**STATED EXERCISE**:
Your task is to copy each line that has the word "index".

..............................

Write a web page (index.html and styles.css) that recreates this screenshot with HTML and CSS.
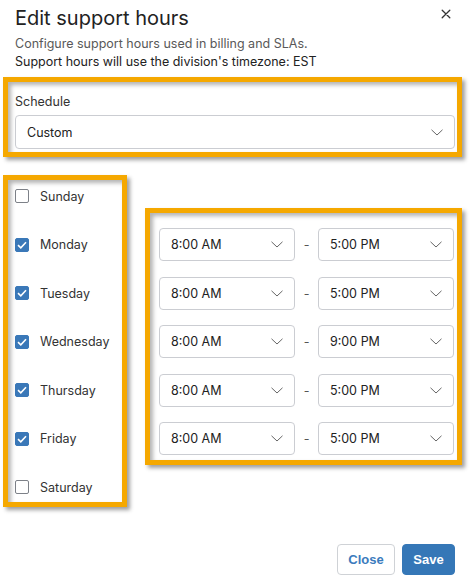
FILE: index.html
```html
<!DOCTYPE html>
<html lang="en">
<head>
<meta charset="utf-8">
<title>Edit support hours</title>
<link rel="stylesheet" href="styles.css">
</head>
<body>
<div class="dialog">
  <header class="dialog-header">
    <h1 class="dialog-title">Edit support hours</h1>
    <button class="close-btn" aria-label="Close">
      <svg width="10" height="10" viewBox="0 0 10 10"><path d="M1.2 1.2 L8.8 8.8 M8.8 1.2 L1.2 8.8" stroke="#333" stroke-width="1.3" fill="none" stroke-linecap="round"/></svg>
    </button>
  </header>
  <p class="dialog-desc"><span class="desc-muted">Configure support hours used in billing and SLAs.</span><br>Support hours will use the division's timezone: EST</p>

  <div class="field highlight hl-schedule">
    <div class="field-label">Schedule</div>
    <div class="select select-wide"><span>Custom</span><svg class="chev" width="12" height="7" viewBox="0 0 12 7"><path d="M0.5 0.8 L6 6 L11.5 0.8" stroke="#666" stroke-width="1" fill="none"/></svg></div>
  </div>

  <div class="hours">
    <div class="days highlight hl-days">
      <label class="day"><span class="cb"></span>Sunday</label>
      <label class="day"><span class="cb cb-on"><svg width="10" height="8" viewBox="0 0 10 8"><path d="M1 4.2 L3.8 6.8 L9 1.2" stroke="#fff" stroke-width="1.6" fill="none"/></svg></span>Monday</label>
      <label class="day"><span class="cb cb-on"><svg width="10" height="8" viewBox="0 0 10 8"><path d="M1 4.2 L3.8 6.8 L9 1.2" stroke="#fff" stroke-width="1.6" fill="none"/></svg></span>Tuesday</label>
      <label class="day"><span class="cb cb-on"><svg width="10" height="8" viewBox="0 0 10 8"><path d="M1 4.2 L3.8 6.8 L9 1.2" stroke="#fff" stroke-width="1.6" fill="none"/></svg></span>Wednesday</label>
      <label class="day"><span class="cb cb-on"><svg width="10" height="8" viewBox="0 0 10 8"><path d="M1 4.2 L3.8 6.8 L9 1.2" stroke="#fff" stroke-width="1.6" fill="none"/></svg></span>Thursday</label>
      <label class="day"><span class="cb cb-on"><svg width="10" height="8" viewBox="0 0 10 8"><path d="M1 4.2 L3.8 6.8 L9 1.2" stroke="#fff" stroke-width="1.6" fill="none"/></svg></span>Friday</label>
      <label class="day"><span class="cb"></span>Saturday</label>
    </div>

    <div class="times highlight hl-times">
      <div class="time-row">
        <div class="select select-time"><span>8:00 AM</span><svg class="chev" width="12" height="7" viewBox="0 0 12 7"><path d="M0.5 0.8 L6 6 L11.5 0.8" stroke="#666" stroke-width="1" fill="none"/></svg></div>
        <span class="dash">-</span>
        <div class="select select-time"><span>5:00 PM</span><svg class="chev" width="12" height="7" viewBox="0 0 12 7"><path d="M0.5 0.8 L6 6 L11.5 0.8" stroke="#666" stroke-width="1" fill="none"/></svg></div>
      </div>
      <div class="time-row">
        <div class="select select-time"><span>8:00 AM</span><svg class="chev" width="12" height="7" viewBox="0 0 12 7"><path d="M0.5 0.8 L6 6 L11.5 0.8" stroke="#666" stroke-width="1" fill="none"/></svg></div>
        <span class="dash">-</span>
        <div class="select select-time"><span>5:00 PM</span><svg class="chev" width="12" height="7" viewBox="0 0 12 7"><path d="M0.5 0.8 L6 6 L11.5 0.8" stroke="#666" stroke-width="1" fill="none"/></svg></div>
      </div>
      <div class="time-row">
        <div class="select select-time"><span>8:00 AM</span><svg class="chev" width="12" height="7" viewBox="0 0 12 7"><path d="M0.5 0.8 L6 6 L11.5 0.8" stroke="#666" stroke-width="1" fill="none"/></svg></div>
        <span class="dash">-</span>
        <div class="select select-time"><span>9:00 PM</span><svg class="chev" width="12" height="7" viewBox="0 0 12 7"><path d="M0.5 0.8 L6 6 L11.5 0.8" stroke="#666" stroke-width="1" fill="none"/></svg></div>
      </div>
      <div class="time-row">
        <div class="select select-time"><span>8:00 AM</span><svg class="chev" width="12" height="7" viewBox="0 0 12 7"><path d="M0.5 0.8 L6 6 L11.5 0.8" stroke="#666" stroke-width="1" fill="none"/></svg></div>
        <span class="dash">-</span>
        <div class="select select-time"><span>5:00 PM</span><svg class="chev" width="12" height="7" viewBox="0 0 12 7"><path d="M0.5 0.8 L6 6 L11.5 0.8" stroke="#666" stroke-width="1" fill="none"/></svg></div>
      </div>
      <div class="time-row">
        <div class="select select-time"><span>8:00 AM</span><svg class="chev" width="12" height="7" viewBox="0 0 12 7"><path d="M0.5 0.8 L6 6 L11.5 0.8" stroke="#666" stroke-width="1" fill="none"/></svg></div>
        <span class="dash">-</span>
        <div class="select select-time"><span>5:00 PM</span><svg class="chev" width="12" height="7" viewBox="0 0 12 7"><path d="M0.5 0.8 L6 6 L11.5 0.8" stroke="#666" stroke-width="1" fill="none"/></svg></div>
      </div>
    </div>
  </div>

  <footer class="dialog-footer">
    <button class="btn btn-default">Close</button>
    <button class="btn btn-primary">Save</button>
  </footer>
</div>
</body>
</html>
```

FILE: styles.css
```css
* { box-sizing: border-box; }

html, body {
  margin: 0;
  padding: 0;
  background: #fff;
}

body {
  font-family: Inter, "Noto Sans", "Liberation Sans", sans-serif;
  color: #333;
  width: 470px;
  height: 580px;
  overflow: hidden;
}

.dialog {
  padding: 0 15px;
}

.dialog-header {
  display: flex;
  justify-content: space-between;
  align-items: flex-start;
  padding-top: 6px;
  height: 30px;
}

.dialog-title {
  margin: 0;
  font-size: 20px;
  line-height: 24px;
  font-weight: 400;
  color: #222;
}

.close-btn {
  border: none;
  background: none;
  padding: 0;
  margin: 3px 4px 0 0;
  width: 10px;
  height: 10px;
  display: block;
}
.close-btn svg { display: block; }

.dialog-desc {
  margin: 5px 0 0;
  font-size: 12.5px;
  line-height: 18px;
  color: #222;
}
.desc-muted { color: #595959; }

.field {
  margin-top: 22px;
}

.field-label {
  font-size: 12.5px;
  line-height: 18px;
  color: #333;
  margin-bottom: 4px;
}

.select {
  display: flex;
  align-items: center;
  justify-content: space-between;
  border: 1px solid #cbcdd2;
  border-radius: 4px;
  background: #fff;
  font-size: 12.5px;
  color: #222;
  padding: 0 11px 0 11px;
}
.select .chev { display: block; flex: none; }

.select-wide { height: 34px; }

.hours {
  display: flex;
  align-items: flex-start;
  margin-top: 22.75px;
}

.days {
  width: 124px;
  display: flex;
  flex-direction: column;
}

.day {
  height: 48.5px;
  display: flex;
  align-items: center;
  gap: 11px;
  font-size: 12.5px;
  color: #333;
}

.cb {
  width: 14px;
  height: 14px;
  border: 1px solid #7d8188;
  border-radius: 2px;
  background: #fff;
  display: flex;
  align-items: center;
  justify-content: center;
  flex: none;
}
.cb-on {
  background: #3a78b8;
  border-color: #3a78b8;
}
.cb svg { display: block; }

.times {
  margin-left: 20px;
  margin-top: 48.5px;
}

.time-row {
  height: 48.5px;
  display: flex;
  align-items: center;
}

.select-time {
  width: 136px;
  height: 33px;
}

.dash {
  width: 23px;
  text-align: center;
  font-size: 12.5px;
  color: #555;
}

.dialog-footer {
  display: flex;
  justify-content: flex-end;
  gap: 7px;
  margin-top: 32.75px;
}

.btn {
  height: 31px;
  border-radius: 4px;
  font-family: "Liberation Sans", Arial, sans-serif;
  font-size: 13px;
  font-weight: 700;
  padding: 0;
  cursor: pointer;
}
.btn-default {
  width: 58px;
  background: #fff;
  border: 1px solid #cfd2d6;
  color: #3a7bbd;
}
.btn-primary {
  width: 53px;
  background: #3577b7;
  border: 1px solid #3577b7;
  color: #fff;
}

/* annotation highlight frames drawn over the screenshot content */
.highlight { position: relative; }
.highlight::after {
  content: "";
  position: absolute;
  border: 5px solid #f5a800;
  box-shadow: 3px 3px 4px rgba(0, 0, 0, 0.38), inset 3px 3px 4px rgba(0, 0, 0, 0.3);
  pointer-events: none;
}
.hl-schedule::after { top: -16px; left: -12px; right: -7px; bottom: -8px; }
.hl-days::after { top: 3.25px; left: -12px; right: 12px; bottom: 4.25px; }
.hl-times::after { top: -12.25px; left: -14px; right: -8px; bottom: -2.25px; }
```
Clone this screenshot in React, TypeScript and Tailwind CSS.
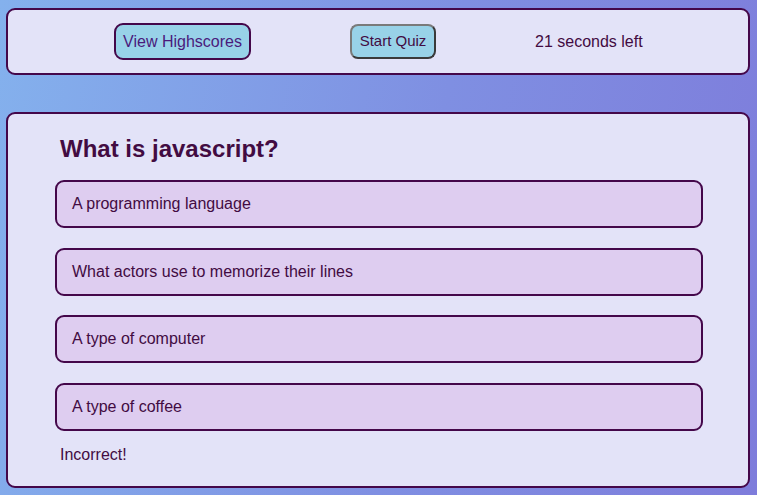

..............................

**ANSWER FOR THE TASK**:
Write a web page (index.html and styles.css) that recreates this screenshot with HTML and CSS.
FILE: index.html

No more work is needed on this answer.